— START OF ENTRIES SUPPLIED —
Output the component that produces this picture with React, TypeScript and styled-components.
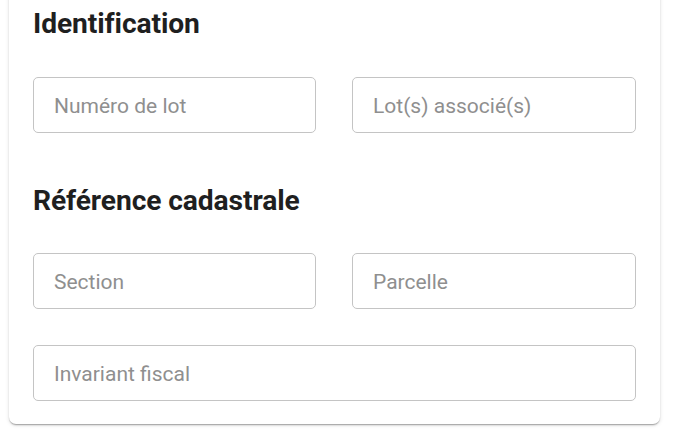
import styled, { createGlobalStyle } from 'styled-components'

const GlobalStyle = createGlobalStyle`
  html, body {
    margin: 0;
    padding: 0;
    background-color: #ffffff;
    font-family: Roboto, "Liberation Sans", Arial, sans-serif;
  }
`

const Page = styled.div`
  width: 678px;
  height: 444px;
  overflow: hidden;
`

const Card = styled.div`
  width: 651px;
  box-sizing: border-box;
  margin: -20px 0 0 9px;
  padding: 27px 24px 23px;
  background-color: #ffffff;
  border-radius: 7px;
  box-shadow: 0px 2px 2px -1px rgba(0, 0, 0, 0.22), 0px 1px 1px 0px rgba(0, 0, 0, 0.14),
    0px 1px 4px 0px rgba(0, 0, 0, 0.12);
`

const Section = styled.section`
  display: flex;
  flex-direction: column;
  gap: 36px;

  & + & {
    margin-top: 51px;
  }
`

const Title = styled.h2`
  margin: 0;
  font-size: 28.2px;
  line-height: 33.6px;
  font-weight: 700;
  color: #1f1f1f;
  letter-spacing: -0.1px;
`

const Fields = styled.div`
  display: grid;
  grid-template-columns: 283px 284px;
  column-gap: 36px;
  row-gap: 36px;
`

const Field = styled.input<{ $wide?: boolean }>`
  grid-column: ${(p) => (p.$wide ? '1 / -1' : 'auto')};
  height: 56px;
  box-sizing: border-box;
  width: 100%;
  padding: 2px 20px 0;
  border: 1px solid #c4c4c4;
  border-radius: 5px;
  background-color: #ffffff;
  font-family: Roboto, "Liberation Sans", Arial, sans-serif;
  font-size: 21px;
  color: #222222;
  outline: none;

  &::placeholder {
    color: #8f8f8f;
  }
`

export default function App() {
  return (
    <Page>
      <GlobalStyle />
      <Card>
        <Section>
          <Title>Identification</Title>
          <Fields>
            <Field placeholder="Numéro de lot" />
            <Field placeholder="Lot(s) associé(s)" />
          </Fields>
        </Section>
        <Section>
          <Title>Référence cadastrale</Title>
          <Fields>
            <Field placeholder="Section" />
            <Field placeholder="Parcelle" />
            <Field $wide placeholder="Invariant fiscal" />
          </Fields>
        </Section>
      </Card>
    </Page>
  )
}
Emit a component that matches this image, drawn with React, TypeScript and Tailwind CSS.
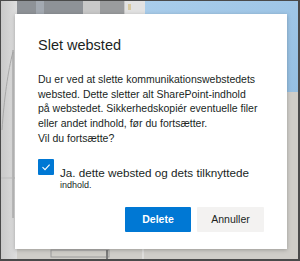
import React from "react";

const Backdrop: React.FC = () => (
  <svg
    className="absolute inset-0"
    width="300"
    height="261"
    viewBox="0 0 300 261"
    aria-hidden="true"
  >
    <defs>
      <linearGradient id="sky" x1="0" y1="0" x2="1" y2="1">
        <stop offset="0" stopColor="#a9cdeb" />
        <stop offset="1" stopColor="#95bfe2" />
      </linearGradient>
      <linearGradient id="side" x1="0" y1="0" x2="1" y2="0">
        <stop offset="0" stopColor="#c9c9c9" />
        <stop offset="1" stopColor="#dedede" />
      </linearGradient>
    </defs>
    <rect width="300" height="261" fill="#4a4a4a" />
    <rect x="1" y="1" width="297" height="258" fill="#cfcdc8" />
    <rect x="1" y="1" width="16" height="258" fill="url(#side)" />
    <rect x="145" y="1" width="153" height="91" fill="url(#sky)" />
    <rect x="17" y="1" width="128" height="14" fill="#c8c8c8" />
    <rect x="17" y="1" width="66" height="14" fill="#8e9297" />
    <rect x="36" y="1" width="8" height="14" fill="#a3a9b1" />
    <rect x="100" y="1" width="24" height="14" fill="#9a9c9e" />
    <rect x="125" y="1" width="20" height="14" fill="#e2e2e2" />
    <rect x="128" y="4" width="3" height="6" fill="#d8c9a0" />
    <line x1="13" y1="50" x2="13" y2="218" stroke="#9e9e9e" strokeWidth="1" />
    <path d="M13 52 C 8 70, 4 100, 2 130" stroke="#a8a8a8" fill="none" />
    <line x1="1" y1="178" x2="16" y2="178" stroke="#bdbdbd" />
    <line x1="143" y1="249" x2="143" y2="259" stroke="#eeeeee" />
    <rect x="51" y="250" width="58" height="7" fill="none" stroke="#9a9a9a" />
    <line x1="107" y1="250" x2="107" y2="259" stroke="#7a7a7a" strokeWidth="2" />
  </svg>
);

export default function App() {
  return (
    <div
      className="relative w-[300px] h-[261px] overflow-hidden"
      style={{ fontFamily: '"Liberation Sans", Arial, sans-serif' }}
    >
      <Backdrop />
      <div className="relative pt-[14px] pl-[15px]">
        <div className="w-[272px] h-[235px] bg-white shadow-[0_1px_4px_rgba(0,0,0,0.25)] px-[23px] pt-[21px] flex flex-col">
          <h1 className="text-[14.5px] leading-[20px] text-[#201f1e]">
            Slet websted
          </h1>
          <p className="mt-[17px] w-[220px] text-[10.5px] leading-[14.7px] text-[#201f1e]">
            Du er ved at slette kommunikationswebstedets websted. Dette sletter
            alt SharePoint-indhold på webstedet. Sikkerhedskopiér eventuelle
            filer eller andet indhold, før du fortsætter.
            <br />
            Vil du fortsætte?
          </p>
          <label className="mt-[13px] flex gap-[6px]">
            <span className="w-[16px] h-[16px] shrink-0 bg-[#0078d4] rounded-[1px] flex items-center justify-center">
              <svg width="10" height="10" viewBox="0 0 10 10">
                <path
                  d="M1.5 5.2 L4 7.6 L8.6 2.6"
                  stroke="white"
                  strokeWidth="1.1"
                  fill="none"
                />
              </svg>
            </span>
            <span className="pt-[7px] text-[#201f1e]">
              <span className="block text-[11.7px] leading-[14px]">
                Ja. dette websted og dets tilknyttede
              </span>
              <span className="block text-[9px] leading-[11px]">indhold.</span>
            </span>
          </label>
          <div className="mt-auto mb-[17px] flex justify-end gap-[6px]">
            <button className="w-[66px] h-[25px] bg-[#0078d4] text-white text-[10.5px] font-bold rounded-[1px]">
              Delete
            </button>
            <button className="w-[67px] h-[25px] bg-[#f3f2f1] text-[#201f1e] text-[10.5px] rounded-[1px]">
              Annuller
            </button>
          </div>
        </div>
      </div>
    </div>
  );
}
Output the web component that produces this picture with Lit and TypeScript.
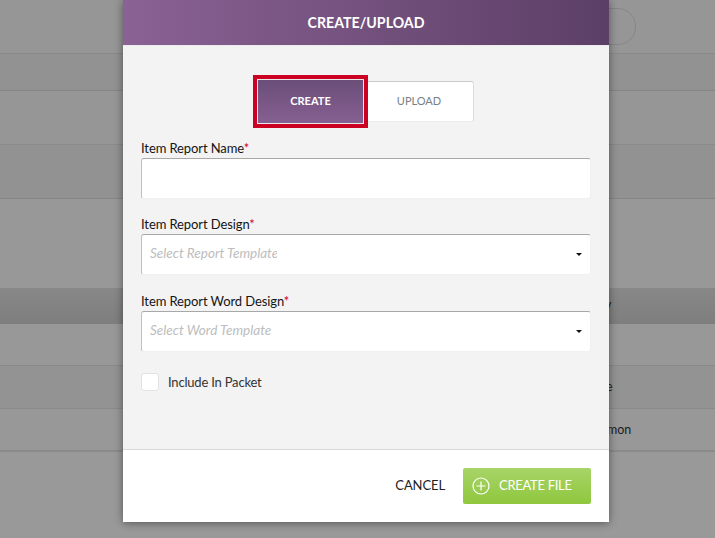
— END OF ENTRIES SUPPLIED —
**PROBLEM TO WORK ON**
In the entries above, find each line with the string "styled" and copy it.

**CORRECT OUTPUT**
Output the component that produces this picture with React, TypeScript and styled-components.
import styled, { createGlobalStyle } from 'styled-components'
const Page = styled.div`
const Card = styled.div`
const Section = styled.section`
const Title = styled.h2`
const Fields = styled.div`
const Field = styled.input<{ $wide?: boolean }>`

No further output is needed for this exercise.